> _Set problem_: Set down every entry again word for word, please, but skip the pictures.
begin Provided records
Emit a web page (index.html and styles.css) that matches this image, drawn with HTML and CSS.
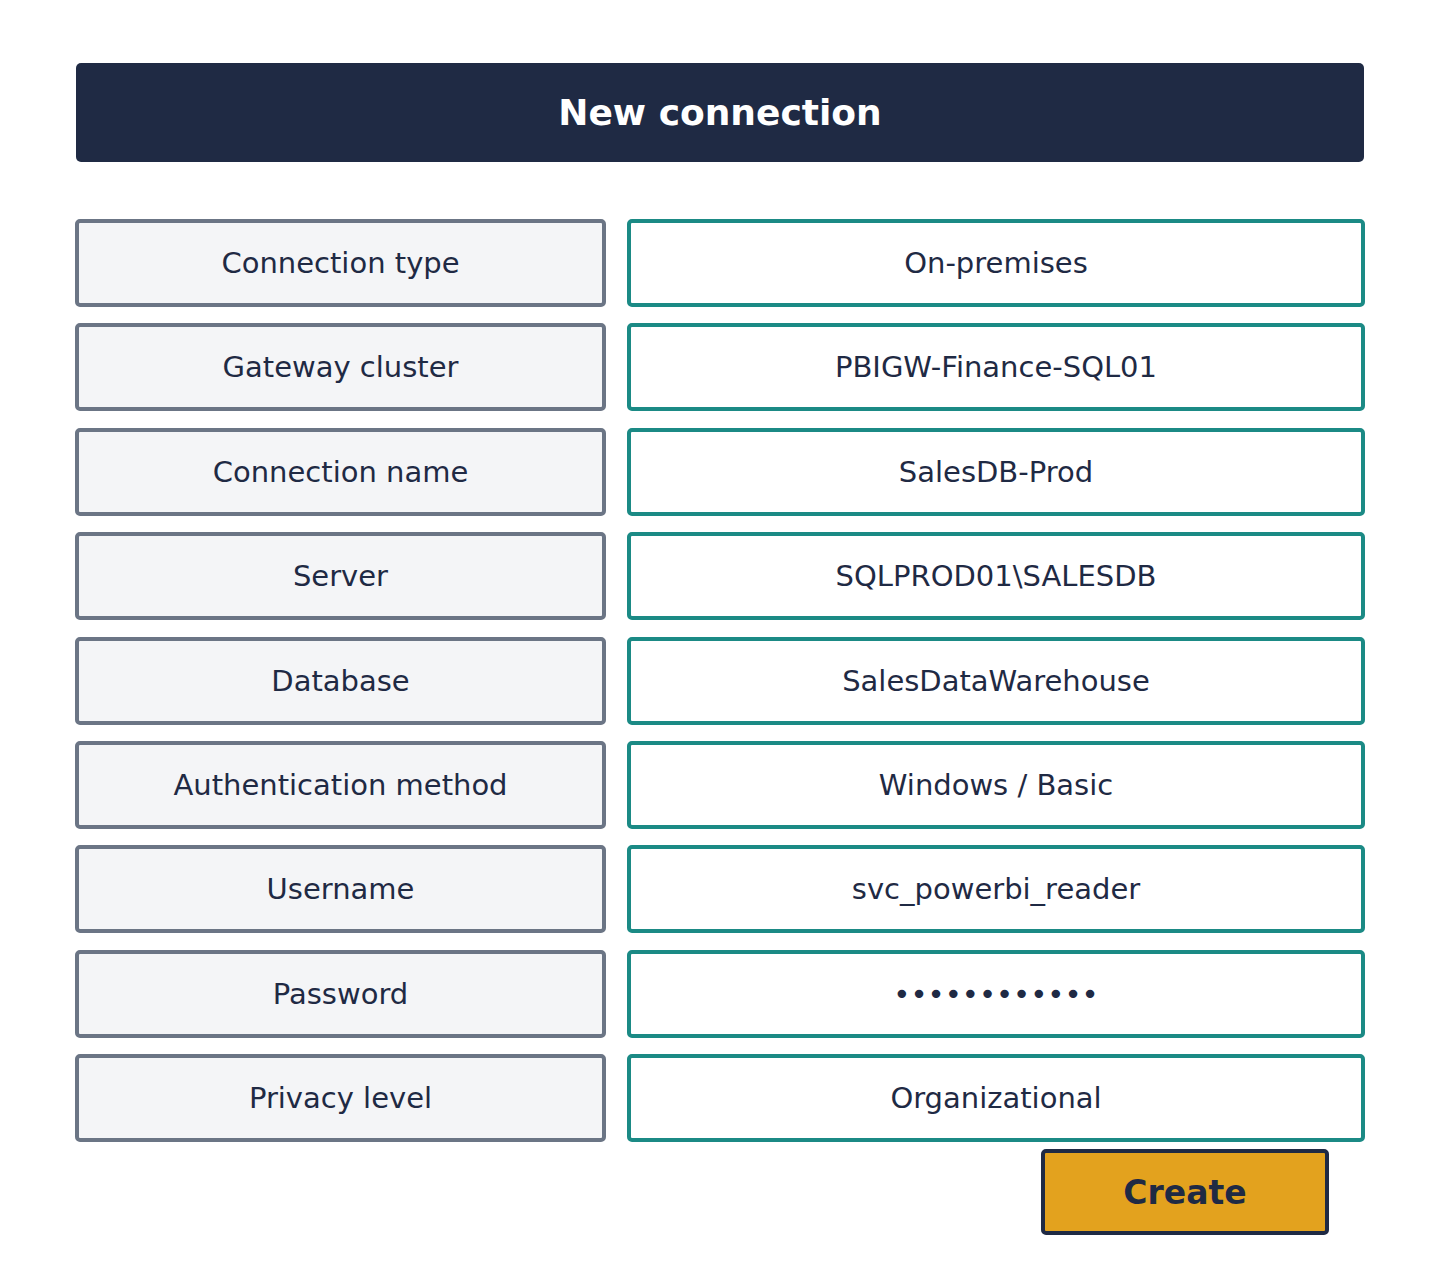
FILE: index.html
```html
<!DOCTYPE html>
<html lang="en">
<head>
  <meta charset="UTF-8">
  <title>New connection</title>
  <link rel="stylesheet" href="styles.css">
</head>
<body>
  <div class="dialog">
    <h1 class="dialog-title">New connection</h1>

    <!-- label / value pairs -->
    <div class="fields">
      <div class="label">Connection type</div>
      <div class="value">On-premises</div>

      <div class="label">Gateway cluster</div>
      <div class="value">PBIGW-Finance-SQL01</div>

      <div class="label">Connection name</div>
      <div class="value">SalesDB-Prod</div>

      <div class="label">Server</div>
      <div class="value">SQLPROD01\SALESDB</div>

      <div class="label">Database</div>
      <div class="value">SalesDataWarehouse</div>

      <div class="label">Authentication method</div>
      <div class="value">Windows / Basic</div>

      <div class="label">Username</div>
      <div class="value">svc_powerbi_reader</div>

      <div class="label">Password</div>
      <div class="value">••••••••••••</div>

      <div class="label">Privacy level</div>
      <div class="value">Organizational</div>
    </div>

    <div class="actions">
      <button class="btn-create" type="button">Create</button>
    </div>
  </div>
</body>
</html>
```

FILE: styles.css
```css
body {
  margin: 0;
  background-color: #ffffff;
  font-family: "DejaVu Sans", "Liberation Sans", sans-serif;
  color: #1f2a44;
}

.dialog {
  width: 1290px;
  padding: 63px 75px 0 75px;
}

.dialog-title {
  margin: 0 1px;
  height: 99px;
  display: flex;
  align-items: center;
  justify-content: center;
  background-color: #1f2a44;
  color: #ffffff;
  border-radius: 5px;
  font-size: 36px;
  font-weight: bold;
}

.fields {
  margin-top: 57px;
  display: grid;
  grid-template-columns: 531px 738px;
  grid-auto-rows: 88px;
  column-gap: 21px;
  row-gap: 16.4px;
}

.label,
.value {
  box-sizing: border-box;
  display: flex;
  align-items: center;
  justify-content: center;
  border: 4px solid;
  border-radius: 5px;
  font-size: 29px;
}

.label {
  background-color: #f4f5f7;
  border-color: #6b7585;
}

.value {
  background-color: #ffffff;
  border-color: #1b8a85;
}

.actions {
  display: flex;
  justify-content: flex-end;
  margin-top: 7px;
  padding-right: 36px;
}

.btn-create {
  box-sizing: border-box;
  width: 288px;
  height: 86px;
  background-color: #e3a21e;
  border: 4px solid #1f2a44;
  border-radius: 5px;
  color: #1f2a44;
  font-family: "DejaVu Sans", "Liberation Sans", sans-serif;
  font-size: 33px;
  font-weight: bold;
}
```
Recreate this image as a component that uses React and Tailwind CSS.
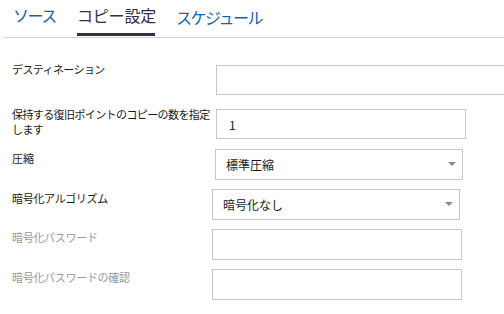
end Provided records
> _Solution to the exercise_:
Emit a web page (index.html and styles.css) that matches this image, drawn with HTML and CSS.
FILE: index.html
```html
<!DOCTYPE html>
<html lang="en">
<head>
  <meta charset="UTF-8">
  <title>New connection</title>
  <link rel="stylesheet" href="styles.css">
</head>
<body>
  <div class="dialog">
    <h1 class="dialog-title">New connection</h1>

    <!-- label / value pairs -->
    <div class="fields">
      <div class="label">Connection type</div>
      <div class="value">On-premises</div>

      <div class="label">Gateway cluster</div>
      <div class="value">PBIGW-Finance-SQL01</div>

      <div class="label">Connection name</div>
      <div class="value">SalesDB-Prod</div>

      <div class="label">Server</div>
      <div class="value">SQLPROD01\SALESDB</div>

      <div class="label">Database</div>
      <div class="value">SalesDataWarehouse</div>

      <div class="label">Authentication method</div>
      <div class="value">Windows / Basic</div>

      <div class="label">Username</div>
      <div class="value">svc_powerbi_reader</div>

      <div class="label">Password</div>
      <div class="value">••••••••••••</div>

      <div class="label">Privacy level</div>
      <div class="value">Organizational</div>
    </div>

    <div class="actions">
      <button class="btn-create" type="button">Create</button>
    </div>
  </div>
</body>
</html>
```

FILE: styles.css
```css
body {
  margin: 0;
  background-color: #ffffff;
  font-family: "DejaVu Sans", "Liberation Sans", sans-serif;
  color: #1f2a44;
}

.dialog {
  width: 1290px;
  padding: 63px 75px 0 75px;
}

.dialog-title {
  margin: 0 1px;
  height: 99px;
  display: flex;
  align-items: center;
  justify-content: center;
  background-color: #1f2a44;
  color: #ffffff;
  border-radius: 5px;
  font-size: 36px;
  font-weight: bold;
}

.fields {
  margin-top: 57px;
  display: grid;
  grid-template-columns: 531px 738px;
  grid-auto-rows: 88px;
  column-gap: 21px;
  row-gap: 16.4px;
}

.label,
.value {
  box-sizing: border-box;
  display: flex;
  align-items: center;
  justify-content: center;
  border: 4px solid;
  border-radius: 5px;
  font-size: 29px;
}

.label {
  background-color: #f4f5f7;
  border-color: #6b7585;
}

.value {
  background-color: #ffffff;
  border-color: #1b8a85;
}

.actions {
  display: flex;
  justify-content: flex-end;
  margin-top: 7px;
  padding-right: 36px;
}

.btn-create {
  box-sizing: border-box;
  width: 288px;
  height: 86px;
  background-color: #e3a21e;
  border: 4px solid #1f2a44;
  border-radius: 5px;
  color: #1f2a44;
  font-family: "DejaVu Sans", "Liberation Sans", sans-serif;
  font-size: 33px;
  font-weight: bold;
}
```
Recreate this image as a component that uses React and Tailwind CSS.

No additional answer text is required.